Anno Tropico, Italy


21st April 2016

A marriage between light, sculpture and movement, the Anno Tropico exhibition at Peep-Hole Contemporary Art Centre in Milan, Italy, by Amsterdam-based design duo Formafantasma, transformed the functioning of the exhibition space.

On view from 17 February to 19 March 2016, Peep-Hole Contemporary Art Centre in Milan, Italy presented Anno Tropico – the first solo show of Andrea Trimarchi and Simone Farresin – a duo of Italian designers based in Amsterdam, collectively known as Formafantasma – in an Italian institution.

The duo’s work reflects on the historical, political and social implications of design, and a critical approach to materials and their use in production. Their research represents a fusion between two schools of design with strong identities: Italian, connected to an idea of craftsmanship and tradition, and Dutch, viewing design as an artistic discipline based on research and innovation.

The exhibition reflects the designers’ interest in the functional and expressive qualities of light, presenting a series of works made with different techniques and materials, together with a site-specific installation that shifts their experimentation onto an architectural scale.

The project is inserted in an environment, which, through the construction of wall-diaphragms corresponding to several windows, screens and modulates the intensity of daylight. The nature of this work transforms not just the architecture but also the functioning of the exhibition space, in which the opening hours vary depending on seasonal changes of the lighting.

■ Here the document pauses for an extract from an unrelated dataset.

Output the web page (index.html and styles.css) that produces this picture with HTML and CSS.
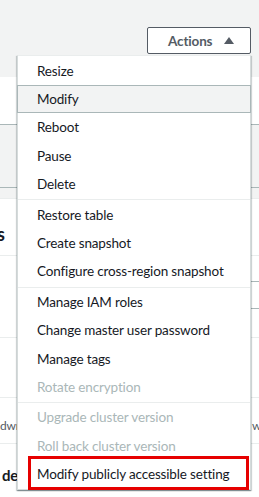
FILE: index.html
```html
<!DOCTYPE html>
<html lang="en">
<head>
  <meta charset="UTF-8">
  <meta name="viewport" content="width=device-width, initial-scale=1.0">
  <title>Cluster actions</title>
  <link rel="stylesheet" href="styles.css">
</head>
<body>

  <div class="page-header">
    <div class="actions">
      <button class="actions-btn">Actions
        <svg class="caret" width="10" height="7" viewBox="0 0 10 7"><polygon points="0,7 5,0 10,7" /></svg>
      </button>

      <div class="menu">
        <div class="group">
          <div class="item">Resize</div>
          <div class="item active">Modify</div>
          <div class="item">Reboot</div>
          <div class="item">Pause</div>
          <div class="item">Delete</div>
        </div>
        <div class="group">
          <div class="item">Restore table</div>
          <div class="item">Create snapshot</div>
          <div class="item">Configure cross-region snapshot</div>
        </div>
        <div class="group">
          <div class="item">Manage IAM roles</div>
          <div class="item">Change master user password</div>
          <div class="item">Manage tags</div>
          <div class="item disabled">Rotate encryption</div>
        </div>
        <div class="group">
          <div class="item disabled">Upgrade cluster version</div>
          <div class="item disabled">Roll back cluster version</div>
          <div class="item marked">Modify publicly accessible setting</div>
        </div>
      </div>
    </div>
  </div>

  <!-- page content behind the open menu -->
  <div class="spacer"></div>
  <div class="band"></div>
  <div class="band-foot"></div>

  <div class="panel-head">
    <h3 class="panel-title">Details</h3>
  </div>

  <div class="form-row">
    <div class="field"></div>
  </div>

  <div class="row row-empty"></div>

  <div class="row row-data">
    <span class="cell">dwn4xq2mrtq.us-east-1</span>
    <span class="cell">waiting</span>
  </div>

  <div class="row row-last">
    <strong class="db-name">dev</strong>
  </div>

</body>
</html>
```

FILE: styles.css
```css
/* General Reset */
* {
  margin: 0;
  padding: 0;
  box-sizing: border-box;
}

body {
  font-family: Lato, "Liberation Sans", Arial, sans-serif;
  font-size: 13.5px;
  letter-spacing: -0.15px;
  color: #16191f;
  background-color: #fff;
  overflow: hidden;
}

/* Header with the Actions button */
.page-header {
  height: 77px;
  background-color: #f2f3f3;
  display: flex;
  justify-content: flex-end;
  padding: 27px 8px 0 0;
}

.actions {
  position: relative;
  height: 27px;
}

.actions-btn {
  display: flex;
  align-items: center;
  gap: 12px;
  width: 104px;
  height: 27px;
  padding: 0 0 0 20px;
  border: 1px solid #545b64;
  border-radius: 2px;
  background-color: #fff;
  color: #545b64;
  font-family: inherit;
  font-size: 13.5px;
  letter-spacing: -0.15px;
  font-weight: bold;
}

.caret {
  fill: #545b64;
  margin-top: -1px;
}

/* Dropdown menu */
.menu {
  position: absolute;
  top: calc(100% + 1px);
  right: 0;
  width: 234px;
  padding: 0.5px 0;
  background-color: #fff;
  border: 1px solid #d5dbdb;
  border-top-color: #eaeded;
  box-shadow: 0 1px 1px 0 rgba(0, 28, 36, 0.3), 1px 1px 1px 0 rgba(0, 28, 36, 0.15), -1px 1px 1px 0 rgba(0, 28, 36, 0.15);
  z-index: 10;
}

.group + .group {
  margin-top: 1px;
  border-top: 1px solid #eaeded;
}

.item {
  position: relative;
  display: flex;
  align-items: center;
  height: 28.4px;
  padding-left: 19px;
  white-space: nowrap;
}

.item.active {
  margin: 0 -1px;
  padding-left: 20px;
  background-color: #f2f3f3;
  box-shadow: inset 0 0 0 1px #aab7b8;
}

.item.disabled {
  color: #aab7b8;
}

/* red annotation frame */
.item.marked::after {
  content: "";
  position: absolute;
  top: -4px;
  bottom: -1.5px;
  left: 10px;
  right: 1px;
  border: 3px solid #e60000;
}

/* Page content */
.spacer {
  height: 47px;
}

.band {
  height: 64px;
  background-color: #f2f3f3;
  border-top: 1px solid #aab7b8;
  border-bottom: 1px solid #aab7b8;
}

.band-foot {
  height: 11px;
  background-color: #f2f3f3;
  border-bottom: 1px solid #eaeded;
}

.panel-head {
  height: 57px;
  padding-top: 23px;
  border-bottom: 1px solid #eaeded;
  overflow: hidden;
}

.panel-title {
  margin-left: -50px;
  font-size: 18px;
  font-weight: bold;
  line-height: 24px;
}

.form-row {
  height: 82px;
  padding-top: 25px;
  border-bottom: 1px solid #eaeded;
  display: flex;
  justify-content: flex-end;
}

.field {
  width: 200px;
  height: 28px;
  margin-right: -20px;
  border: 1px solid #aab7b8;
}

.row {
  border-bottom: 1px solid #eaeded;
}

.row-empty {
  height: 60px;
}

.row-data {
  height: 46px;
  display: grid;
  grid-template-columns: 252px 1fr;
  align-items: center;
  padding-top: 9px;
  font-size: 12px;
  color: #545b64;
  white-space: nowrap;
}

.row-last {
  height: 60px;
  padding: 22px 0 0 2px;
  border-bottom: none;
}

.db-name {
  font-size: 15px;
}
```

Seen as a material, light is at the centre of a research process that investigates the relationship between natural and artificial illumination, shifting from reference to traditional unplugged systems to contemporary innovations in LED lighting and optics.

The exhibition is organised on different levels. Drawings, models and a video establish a dialogue with a selection of finished objects, all created over the last year. These objects mark an important passage in the designers’ practice, now closer to the industrial sphere than to crafts.

The models narrate the path that comes prior to the invention of the finished objects: dichroic glass, optical lenses and a parabolic mirror, assembled with industrial materials like bricks and iron rods, shape the light, generating reflections and shadows in the space.

On the walls, 3D renderings printed on millimetre paper reproduce details of the objects on display, superimposed on graphics and numerical data drawn with a pencil. The details of the lamps are isolated and described from close vantage points, while the lines that define their forms seem to extend, becoming hypothetical axes of diagrams that allude to an exponential consumption of energy.

Certainly in their results, if not in their intention, the exhibition’s objects hover in a liminal dimension between work and object. To the extent that they come to grips with the specificities of sculptural language: the abstraction and geometry of absolute forms, with a nod to such works as those of Romanian artist Brancusi, who was an advocate of one of the most traditional materials of sculpture – bronze – applied for its intrinsic characteristics of weight and reflection.

In formal terms, most of the objects have been designed starting with circles and circular structures, reminiscent of astronomical rings and the armillary sphere used in the past to monitor the transformations of the cosmos. This relates to the accompanying video, installed at the end of the exhibition route, conveying its theoretical premises.

In Anno Tropico, abstract lights and shadows alternate with the presence of more familiar elements, like the gesture of a hand moving objects. The experiments conducted in the designer’s studio, to become acquainted with this new material, are accompanied by an off-screen voice that describes luminous phenomena on a cosmological level. The soundtrack, based on a text written together with Edoardo Tescari, an astronomer at the University of Melbourne, shifts the subject matter onto a more philosophical, existential plane.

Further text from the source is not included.